Well yeah, if you pull something like that out of context, it will sound like a rant. But the overall article leads to a conclusion that we all have things we enjoy that other people cannot, and might never, understand, whether it's the sports fan in face paint or guy with aluminum foil Wolverine claws. And that's okay. :)

And I don't think there are Lost conventions, though I could be wrong. This isn't a Hurley costume; this is just me. ;-)

3/28/2008 4:08 PM  
Blogger SwanShadow said...

Count me among those who've never been able to understand the Star Wars phenomenon.

I was a science fiction-loving, comic book-devouring teenager when the first (note how I avoid using the word "original") film debuted in '77. I actually saw it twice in the theater during its original run -- not because I enjoyed it to that degree, but because all of my friends raved about it so much I was certain that I'd missed something the first time. I hadn't -- in my opinion, at any rate.

Subsequent viewings over the years haven't changed my mind. Star Wars still seems like a ripoff of every space opera that preceded it -- going all the way back to E.E. Smith -- and of a fair portion of Jack Kirby's comic book work of the 1960s (especially Fantastic Four and Silver Surfer) and early '70s (the Fourth World/New Gods saga).

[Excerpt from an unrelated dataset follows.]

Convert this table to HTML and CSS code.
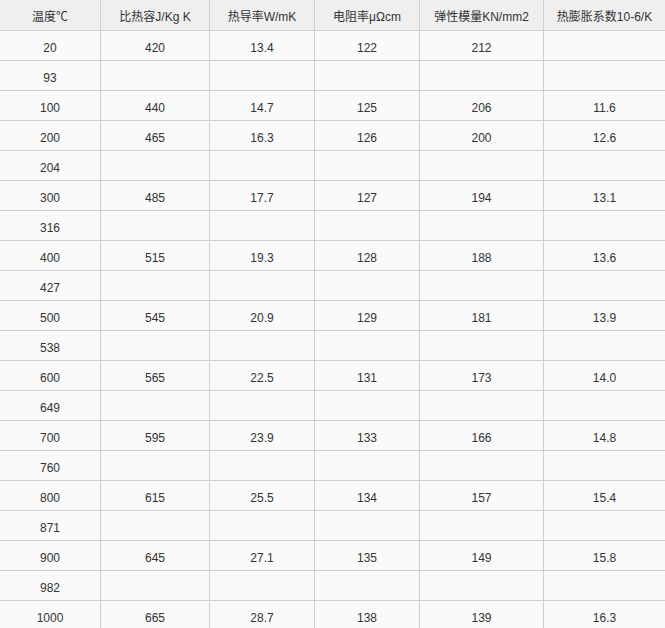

Carrie Fisher was awfully cute, though.

But you're absolutely correct, MCF. There's no accounting for tastes. I can't explain the appeal of superhero comics to my wife or daughter, either. :)

3/28/2008 4:30 PM  
Blogger Lorna said...

"out of context" sounds like a political pundit. I am your friend, not the opposition. Sorry I used the word "rant" even if it was just a copy from B13. that bad example blogger.